***** Supplied entries *****

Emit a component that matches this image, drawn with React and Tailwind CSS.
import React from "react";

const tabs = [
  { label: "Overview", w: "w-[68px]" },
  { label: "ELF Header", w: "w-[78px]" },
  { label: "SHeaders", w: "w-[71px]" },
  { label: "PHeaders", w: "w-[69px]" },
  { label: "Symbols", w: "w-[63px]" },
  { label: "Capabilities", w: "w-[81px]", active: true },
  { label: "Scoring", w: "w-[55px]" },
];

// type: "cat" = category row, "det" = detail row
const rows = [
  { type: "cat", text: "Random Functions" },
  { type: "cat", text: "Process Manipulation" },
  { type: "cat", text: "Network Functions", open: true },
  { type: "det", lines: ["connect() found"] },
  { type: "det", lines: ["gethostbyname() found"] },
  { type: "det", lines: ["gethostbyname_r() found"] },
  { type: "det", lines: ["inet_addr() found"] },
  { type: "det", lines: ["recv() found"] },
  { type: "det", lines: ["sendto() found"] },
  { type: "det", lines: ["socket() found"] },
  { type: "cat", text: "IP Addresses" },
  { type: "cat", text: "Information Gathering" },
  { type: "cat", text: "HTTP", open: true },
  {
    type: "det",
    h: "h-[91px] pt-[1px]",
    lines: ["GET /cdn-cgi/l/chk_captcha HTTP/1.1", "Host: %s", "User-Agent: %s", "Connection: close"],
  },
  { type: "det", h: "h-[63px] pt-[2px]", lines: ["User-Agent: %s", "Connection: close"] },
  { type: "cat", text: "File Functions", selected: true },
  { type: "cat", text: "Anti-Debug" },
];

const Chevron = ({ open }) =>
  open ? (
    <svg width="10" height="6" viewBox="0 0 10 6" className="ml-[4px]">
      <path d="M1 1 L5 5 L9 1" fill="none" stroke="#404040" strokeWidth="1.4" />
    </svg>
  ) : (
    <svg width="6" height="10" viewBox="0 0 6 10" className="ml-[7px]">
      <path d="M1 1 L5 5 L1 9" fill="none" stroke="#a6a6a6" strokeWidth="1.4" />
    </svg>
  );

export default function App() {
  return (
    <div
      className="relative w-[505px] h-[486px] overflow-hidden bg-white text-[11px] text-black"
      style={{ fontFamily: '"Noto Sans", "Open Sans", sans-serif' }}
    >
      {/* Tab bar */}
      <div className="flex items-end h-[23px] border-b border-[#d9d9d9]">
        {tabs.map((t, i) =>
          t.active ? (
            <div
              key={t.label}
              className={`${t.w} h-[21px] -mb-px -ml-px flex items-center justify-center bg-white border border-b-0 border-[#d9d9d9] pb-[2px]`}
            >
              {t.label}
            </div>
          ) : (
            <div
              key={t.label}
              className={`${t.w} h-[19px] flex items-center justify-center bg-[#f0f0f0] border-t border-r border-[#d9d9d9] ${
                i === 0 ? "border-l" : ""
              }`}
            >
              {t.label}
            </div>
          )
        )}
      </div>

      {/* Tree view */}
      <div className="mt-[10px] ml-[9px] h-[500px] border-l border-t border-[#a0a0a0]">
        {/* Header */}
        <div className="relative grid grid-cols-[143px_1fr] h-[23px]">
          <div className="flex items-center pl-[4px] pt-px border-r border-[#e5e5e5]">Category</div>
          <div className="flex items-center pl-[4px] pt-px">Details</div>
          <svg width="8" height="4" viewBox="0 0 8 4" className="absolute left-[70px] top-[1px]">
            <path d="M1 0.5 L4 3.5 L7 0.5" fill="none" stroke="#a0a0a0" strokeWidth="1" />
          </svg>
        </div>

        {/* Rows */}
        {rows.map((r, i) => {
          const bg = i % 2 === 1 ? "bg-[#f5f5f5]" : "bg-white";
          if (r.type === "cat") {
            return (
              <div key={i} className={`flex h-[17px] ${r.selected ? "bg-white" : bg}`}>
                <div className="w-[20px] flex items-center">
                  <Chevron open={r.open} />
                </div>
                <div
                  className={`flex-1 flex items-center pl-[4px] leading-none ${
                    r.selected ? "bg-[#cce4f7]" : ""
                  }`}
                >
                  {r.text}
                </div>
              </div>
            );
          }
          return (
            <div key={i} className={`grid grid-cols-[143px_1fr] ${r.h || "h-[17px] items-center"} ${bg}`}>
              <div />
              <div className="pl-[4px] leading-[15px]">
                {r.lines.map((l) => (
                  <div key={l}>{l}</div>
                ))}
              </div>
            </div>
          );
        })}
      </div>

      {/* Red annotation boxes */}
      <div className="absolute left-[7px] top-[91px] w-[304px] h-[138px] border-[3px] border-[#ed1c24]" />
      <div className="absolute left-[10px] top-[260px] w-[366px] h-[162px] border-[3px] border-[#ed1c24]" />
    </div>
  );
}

*****
***** Supplied entries *****

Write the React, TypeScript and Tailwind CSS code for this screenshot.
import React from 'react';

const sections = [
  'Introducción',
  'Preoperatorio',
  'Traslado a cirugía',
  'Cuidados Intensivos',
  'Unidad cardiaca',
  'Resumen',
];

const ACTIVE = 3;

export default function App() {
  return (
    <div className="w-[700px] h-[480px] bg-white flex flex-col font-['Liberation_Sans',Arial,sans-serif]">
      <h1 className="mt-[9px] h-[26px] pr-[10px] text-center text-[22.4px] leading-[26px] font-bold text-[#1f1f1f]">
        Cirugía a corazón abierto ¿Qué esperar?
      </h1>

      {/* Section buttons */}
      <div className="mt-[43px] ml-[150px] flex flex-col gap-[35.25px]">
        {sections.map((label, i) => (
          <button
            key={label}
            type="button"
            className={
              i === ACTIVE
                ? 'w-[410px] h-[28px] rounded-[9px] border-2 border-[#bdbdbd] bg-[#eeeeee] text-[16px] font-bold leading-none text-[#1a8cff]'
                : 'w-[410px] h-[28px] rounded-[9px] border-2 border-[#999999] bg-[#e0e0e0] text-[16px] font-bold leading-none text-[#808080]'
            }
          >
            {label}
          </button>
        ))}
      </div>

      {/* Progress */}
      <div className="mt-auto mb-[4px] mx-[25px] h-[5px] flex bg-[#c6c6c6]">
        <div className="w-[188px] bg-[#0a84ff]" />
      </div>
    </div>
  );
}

*****
***** Supplied entries *****

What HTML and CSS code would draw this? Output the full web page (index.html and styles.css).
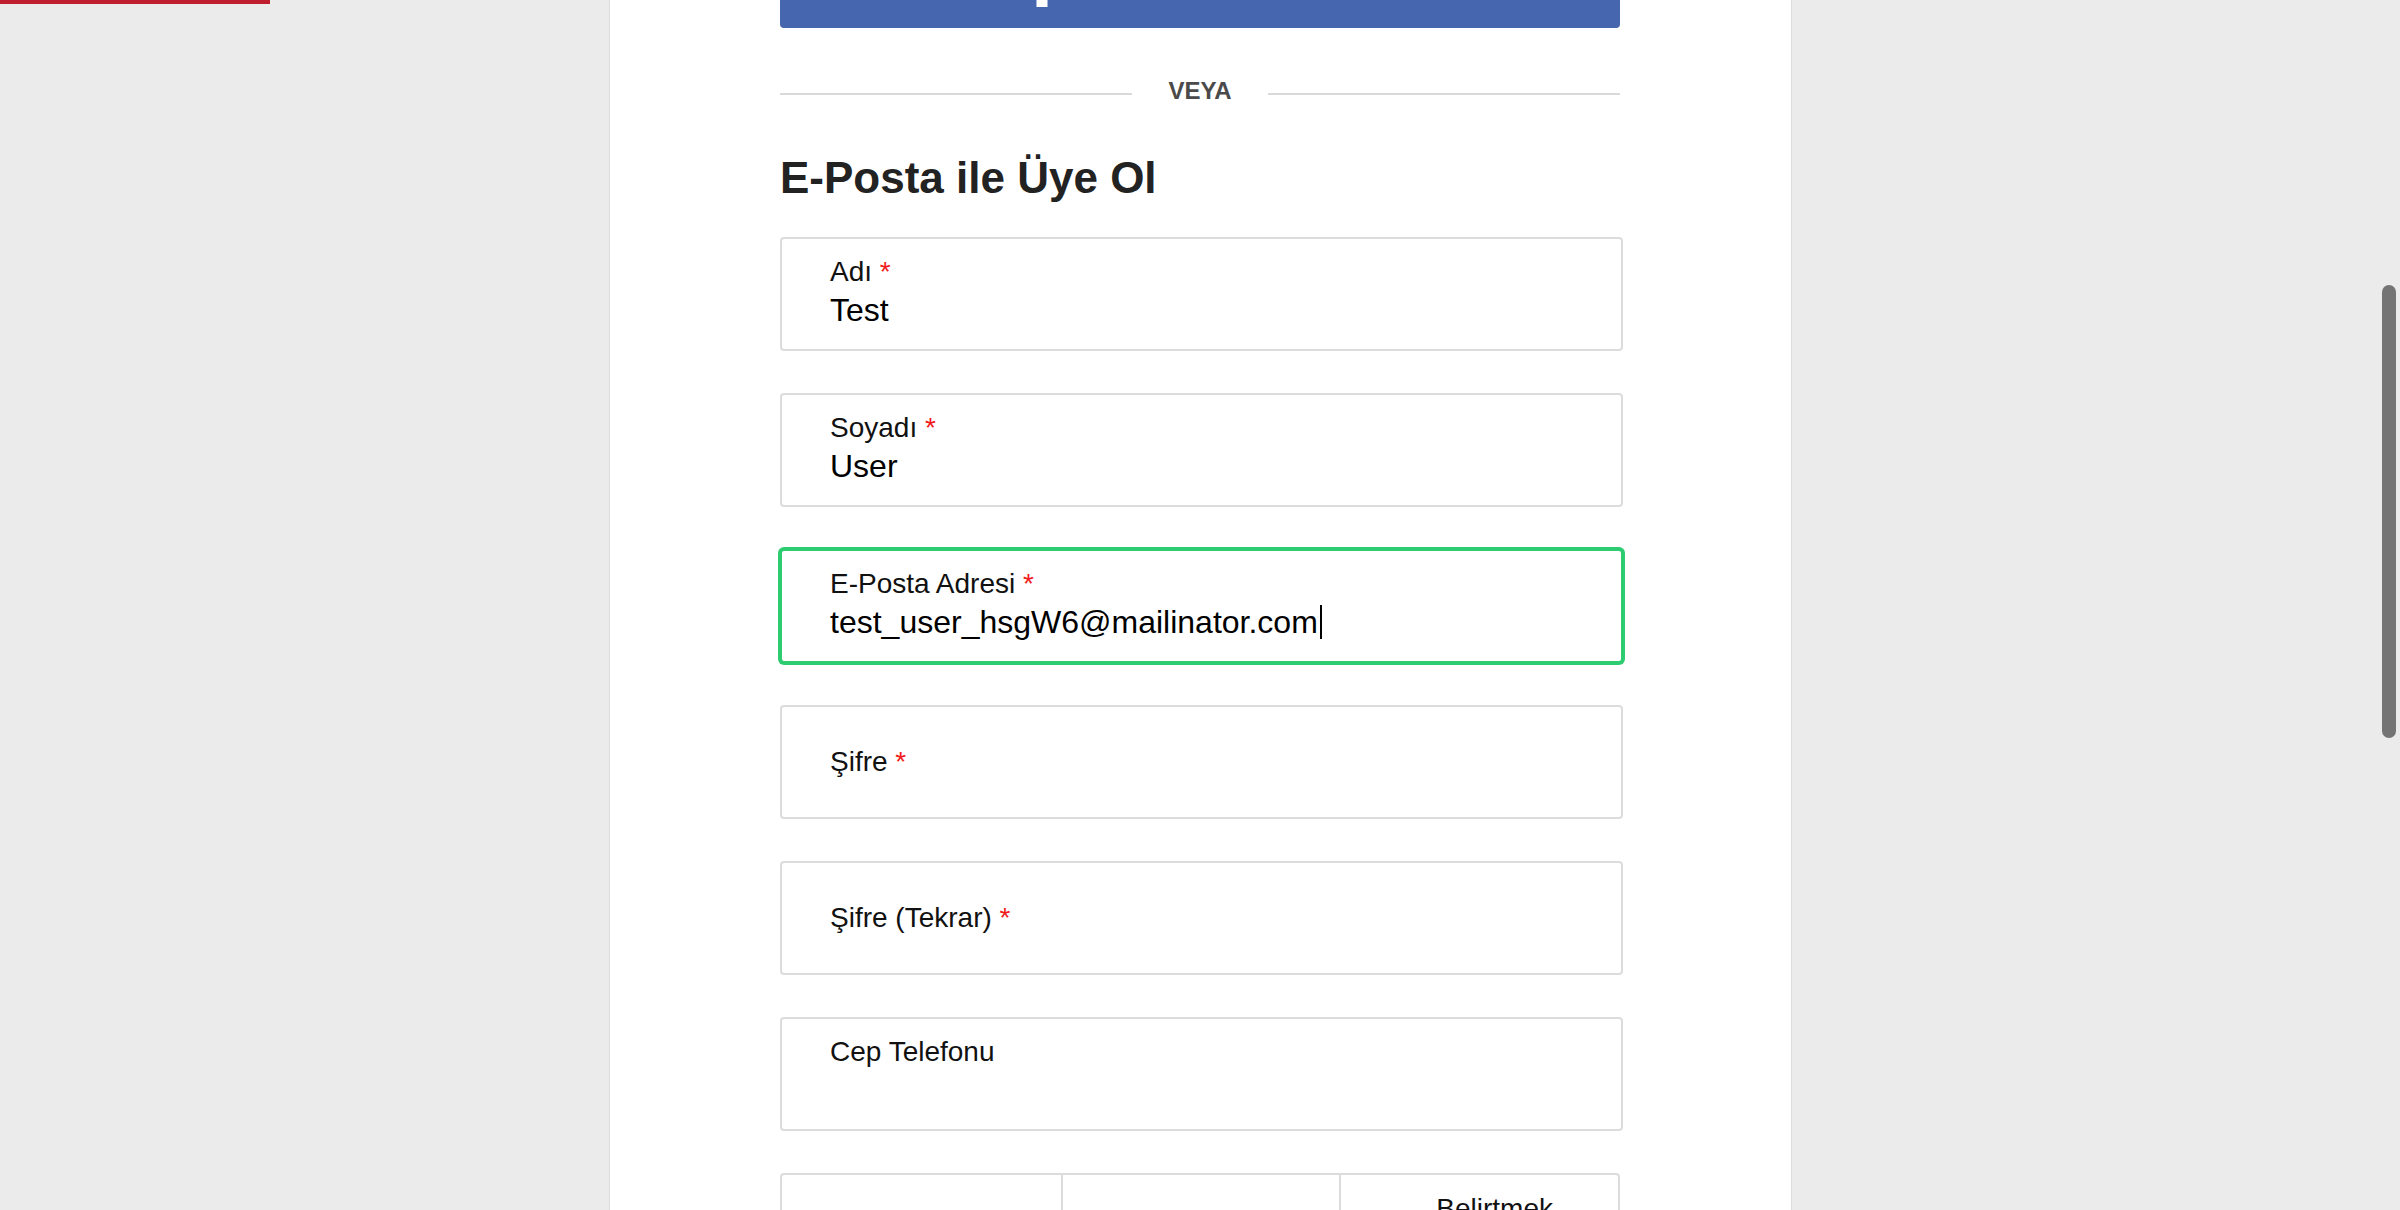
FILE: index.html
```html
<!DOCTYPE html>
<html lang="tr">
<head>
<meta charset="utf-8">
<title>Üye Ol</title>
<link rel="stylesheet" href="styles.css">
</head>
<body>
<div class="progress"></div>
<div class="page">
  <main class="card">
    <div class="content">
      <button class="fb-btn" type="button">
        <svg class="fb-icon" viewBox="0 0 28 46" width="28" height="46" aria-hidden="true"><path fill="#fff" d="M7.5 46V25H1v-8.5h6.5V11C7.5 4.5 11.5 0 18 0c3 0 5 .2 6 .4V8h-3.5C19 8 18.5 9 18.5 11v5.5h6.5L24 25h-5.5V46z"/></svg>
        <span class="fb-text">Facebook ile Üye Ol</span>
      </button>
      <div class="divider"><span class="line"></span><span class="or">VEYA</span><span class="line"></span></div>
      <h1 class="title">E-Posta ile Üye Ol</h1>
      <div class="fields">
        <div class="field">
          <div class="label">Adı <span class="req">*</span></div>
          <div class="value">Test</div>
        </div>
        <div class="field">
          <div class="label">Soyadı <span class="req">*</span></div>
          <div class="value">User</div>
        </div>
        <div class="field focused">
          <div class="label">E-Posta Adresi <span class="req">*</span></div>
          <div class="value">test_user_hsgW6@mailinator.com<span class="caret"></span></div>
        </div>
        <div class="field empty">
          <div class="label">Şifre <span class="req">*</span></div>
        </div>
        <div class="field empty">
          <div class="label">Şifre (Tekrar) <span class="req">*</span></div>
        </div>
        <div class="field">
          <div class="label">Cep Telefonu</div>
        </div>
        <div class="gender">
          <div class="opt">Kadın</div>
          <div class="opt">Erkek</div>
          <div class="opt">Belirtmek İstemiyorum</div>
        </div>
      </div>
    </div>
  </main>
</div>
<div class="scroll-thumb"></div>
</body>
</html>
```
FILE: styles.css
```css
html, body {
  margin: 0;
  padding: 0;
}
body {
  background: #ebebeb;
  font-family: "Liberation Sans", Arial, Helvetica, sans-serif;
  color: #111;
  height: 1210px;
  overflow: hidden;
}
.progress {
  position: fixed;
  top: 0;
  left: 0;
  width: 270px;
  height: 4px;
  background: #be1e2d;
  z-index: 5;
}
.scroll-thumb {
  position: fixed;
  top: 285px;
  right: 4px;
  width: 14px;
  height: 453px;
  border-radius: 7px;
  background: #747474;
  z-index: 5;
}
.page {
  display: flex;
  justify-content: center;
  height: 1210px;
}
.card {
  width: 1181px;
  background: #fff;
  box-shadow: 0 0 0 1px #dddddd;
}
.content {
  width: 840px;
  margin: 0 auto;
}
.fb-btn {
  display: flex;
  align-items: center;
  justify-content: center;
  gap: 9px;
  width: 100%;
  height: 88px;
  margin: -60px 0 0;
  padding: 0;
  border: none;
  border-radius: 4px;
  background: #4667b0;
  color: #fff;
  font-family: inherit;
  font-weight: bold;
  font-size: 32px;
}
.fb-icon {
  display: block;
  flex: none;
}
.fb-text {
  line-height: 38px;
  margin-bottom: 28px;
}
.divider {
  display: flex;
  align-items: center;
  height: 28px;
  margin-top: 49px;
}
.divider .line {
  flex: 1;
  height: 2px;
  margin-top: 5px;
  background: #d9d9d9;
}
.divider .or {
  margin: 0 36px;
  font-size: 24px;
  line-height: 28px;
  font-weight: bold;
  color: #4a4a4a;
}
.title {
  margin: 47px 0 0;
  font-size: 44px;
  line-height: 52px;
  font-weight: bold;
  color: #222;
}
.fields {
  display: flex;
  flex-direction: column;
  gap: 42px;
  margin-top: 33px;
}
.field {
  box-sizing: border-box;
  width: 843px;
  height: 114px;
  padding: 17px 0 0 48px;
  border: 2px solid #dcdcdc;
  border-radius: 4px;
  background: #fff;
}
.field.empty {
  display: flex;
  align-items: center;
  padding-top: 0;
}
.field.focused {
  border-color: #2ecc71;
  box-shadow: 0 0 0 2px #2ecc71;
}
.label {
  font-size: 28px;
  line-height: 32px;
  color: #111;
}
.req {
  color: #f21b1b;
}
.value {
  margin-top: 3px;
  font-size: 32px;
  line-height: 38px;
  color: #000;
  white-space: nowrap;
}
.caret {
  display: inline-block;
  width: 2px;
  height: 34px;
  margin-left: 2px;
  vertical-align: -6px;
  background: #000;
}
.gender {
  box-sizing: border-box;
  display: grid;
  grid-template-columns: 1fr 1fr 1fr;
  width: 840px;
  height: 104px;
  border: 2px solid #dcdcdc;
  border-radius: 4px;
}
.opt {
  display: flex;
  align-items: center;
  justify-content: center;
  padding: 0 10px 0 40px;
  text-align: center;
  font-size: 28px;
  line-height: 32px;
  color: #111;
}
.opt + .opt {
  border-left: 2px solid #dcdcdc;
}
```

*****

*Problem statement*. Go through the records and copy each line with "styles" in it.

*The answer*.
What HTML and CSS code would draw this? Output the full web page (index.html and styles.css).
<link rel="stylesheet" href="styles.css">
FILE: styles.css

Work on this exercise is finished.